Movie piracy used to come in two varieties: Either someone snuck into a theater with a video camera, turning out blurred, wobbly, off-colored copies of the original film, or somebody close to the film leaked a private copy intended for reviewers. In the digital age, however, crystal-clear bootlegs of movies on DVD/Blu-ray/4K Ultra HD Blu-ray and the Internet have become increasingly likely to appear illegally, posing a much greater threat to a film’s profitability. Tech-savvy pirates can even frequently sidestep safeguard techniques like digital watermarks (France, 2009).
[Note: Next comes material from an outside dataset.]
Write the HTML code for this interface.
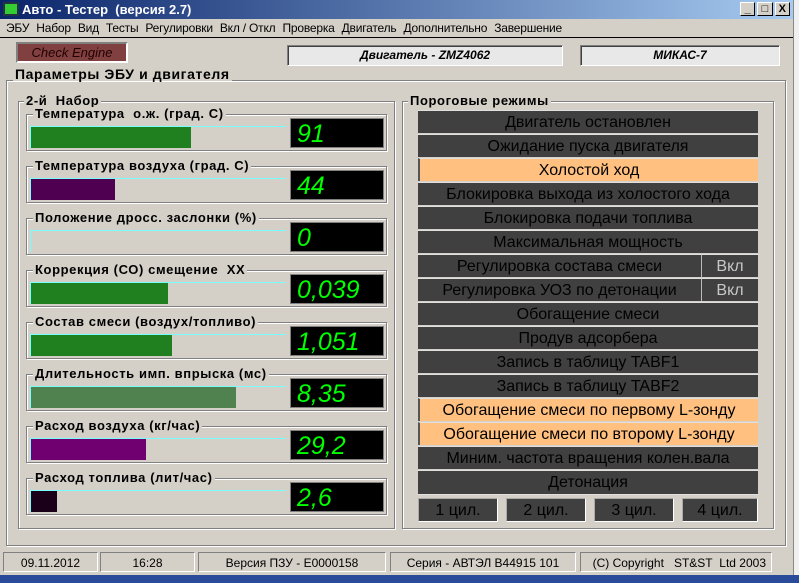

In 2009, an unfinished copy of 20th Century Fox’s X-Men Origins: Wolverine appeared online one month before the movie’s release date in theaters. Within a week, more than 1 million people had downloaded the pirated film.  Similar situations have occurred with other major movies, including X-Men Apocalypse (2016), Avengers: Infinity War (2018), and Justice League (2017). The ease of theft made possible by the digitization of film and improved file-sharing technologies like BitTorrent software, a peer-to-peer protocol for transferring large quantities of information between users, have put increased financial strain on the movie industry. Emerging technologies such as streaming platforms and cloud storage services have expanded the accessibility and distribution of pirated content. Piracy not only affects the revenue of studios but also directly impacts filmmakers, who rely on box office success and licensing deals for their livelihoods. To combat piracy, studios have implemented digital rights management (DRM) technologies to protect their content. Additionally, legal action has been taken against piracy sites and individuals involved in distributing unauthorized content. However, the evolving landscape of piracy presents ongoing challenges for the industry, requiring continuous adaptation and innovation in anti-piracy measures.